Task details.
Output the full listing below exactly as it reads, and skip anything that is a picture.

(Entries with page source code)
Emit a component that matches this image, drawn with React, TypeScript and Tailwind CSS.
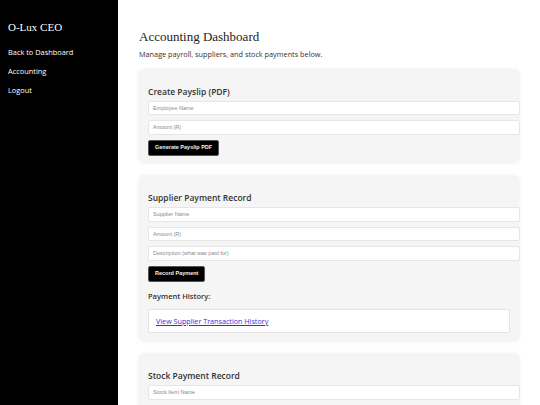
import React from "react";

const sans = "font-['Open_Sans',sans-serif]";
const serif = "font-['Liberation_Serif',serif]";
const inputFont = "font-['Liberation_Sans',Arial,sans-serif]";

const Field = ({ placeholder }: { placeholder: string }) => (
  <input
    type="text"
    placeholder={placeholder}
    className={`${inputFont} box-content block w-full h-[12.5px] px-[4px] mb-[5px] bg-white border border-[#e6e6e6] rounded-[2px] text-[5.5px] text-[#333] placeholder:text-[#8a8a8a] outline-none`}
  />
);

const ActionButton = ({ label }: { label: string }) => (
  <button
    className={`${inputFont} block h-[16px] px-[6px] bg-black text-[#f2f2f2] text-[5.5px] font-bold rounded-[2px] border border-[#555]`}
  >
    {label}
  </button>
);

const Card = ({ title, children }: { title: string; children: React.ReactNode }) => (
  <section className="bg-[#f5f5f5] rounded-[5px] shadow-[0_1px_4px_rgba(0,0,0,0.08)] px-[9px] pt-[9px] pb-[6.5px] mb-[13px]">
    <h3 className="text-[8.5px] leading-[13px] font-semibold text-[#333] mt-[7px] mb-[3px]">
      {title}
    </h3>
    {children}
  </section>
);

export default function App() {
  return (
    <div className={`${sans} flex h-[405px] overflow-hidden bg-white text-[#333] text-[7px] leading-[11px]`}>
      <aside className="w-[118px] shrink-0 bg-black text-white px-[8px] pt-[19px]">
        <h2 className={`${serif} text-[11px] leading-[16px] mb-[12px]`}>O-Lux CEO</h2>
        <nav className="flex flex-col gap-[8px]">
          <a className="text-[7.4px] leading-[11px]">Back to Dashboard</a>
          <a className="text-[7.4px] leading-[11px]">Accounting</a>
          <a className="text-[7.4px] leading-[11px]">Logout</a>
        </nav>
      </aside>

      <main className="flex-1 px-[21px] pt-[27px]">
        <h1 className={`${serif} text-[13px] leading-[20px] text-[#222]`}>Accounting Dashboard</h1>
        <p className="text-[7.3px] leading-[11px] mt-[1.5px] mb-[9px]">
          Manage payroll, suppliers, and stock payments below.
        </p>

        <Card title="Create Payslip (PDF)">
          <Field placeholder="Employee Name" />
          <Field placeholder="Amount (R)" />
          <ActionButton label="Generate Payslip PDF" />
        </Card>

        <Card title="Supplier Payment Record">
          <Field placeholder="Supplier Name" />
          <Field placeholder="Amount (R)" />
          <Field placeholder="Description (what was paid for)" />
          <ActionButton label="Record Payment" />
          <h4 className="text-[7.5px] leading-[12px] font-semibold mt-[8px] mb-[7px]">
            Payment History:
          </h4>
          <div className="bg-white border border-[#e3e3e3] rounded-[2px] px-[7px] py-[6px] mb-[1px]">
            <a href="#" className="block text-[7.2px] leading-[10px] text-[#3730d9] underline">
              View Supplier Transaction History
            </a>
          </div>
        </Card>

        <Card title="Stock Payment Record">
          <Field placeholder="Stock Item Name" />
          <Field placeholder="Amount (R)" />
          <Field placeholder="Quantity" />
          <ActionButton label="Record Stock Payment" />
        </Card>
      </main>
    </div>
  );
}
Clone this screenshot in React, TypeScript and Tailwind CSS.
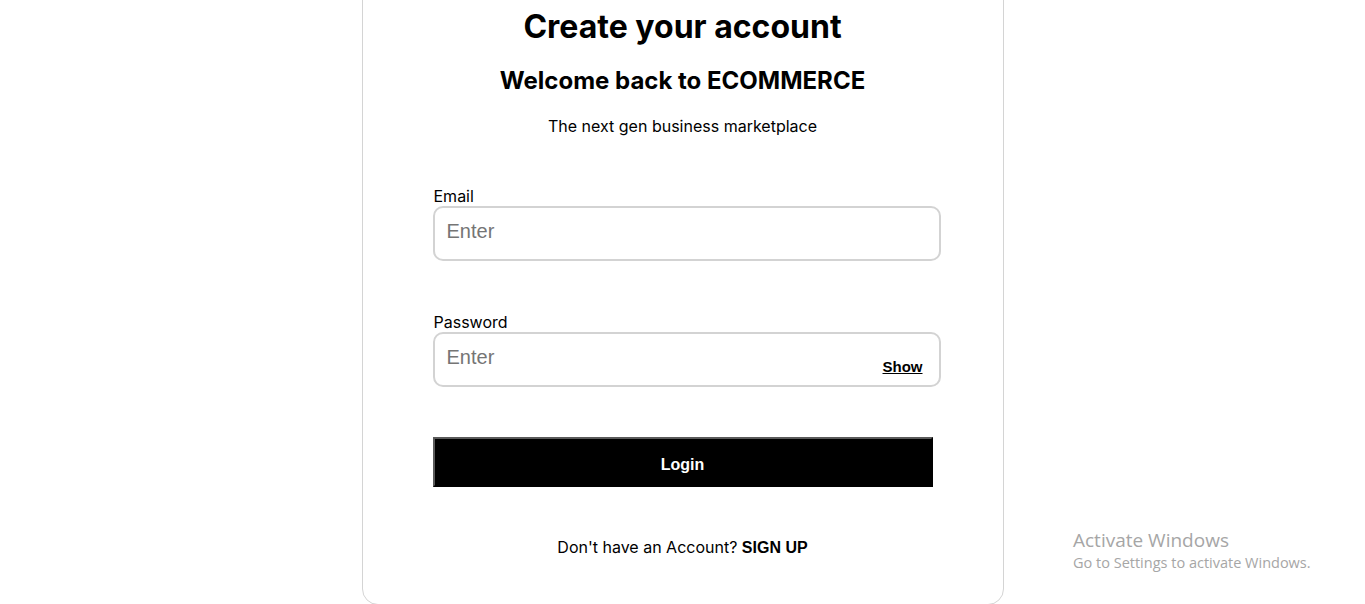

Task output.
Emit a component that matches this image, drawn with React, TypeScript and Tailwind CSS.
import React from "react";

const sans = "font-['Open_Sans',sans-serif]";
const serif = "font-['Liberation_Serif',serif]";
const inputFont = "font-['Liberation_Sans',Arial,sans-serif]";

const Field = ({ placeholder }: { placeholder: string }) => (
  <input
    type="text"
    placeholder={placeholder}
    className={`${inputFont} box-content block w-full h-[12.5px] px-[4px] mb-[5px] bg-white border border-[#e6e6e6] rounded-[2px] text-[5.5px] text-[#333] placeholder:text-[#8a8a8a] outline-none`}
  />
);

const ActionButton = ({ label }: { label: string }) => (
  <button
    className={`${inputFont} block h-[16px] px-[6px] bg-black text-[#f2f2f2] text-[5.5px] font-bold rounded-[2px] border border-[#555]`}
  >
    {label}
  </button>
);

const Card = ({ title, children }: { title: string; children: React.ReactNode }) => (
  <section className="bg-[#f5f5f5] rounded-[5px] shadow-[0_1px_4px_rgba(0,0,0,0.08)] px-[9px] pt-[9px] pb-[6.5px] mb-[13px]">
    <h3 className="text-[8.5px] leading-[13px] font-semibold text-[#333] mt-[7px] mb-[3px]">
      {title}
    </h3>
    {children}
  </section>
);

export default function App() {
  return (
    <div className={`${sans} flex h-[405px] overflow-hidden bg-white text-[#333] text-[7px] leading-[11px]`}>
      <aside className="w-[118px] shrink-0 bg-black text-white px-[8px] pt-[19px]">
        <h2 className={`${serif} text-[11px] leading-[16px] mb-[12px]`}>O-Lux CEO</h2>
        <nav className="flex flex-col gap-[8px]">
          <a className="text-[7.4px] leading-[11px]">Back to Dashboard</a>
          <a className="text-[7.4px] leading-[11px]">Accounting</a>
          <a className="text-[7.4px] leading-[11px]">Logout</a>
        </nav>
      </aside>

      <main className="flex-1 px-[21px] pt-[27px]">
        <h1 className={`${serif} text-[13px] leading-[20px] text-[#222]`}>Accounting Dashboard</h1>
        <p className="text-[7.3px] leading-[11px] mt-[1.5px] mb-[9px]">
          Manage payroll, suppliers, and stock payments below.
        </p>

        <Card title="Create Payslip (PDF)">
          <Field placeholder="Employee Name" />
          <Field placeholder="Amount (R)" />
          <ActionButton label="Generate Payslip PDF" />
        </Card>

        <Card title="Supplier Payment Record">
          <Field placeholder="Supplier Name" />
          <Field placeholder="Amount (R)" />
          <Field placeholder="Description (what was paid for)" />
          <ActionButton label="Record Payment" />
          <h4 className="text-[7.5px] leading-[12px] font-semibold mt-[8px] mb-[7px]">
            Payment History:
          </h4>
          <div className="bg-white border border-[#e3e3e3] rounded-[2px] px-[7px] py-[6px] mb-[1px]">
            <a href="#" className="block text-[7.2px] leading-[10px] text-[#3730d9] underline">
              View Supplier Transaction History
            </a>
          </div>
        </Card>

        <Card title="Stock Payment Record">
          <Field placeholder="Stock Item Name" />
          <Field placeholder="Amount (R)" />
          <Field placeholder="Quantity" />
          <ActionButton label="Record Stock Payment" />
        </Card>
      </main>
    </div>
  );
}
Clone this screenshot in React, TypeScript and Tailwind CSS.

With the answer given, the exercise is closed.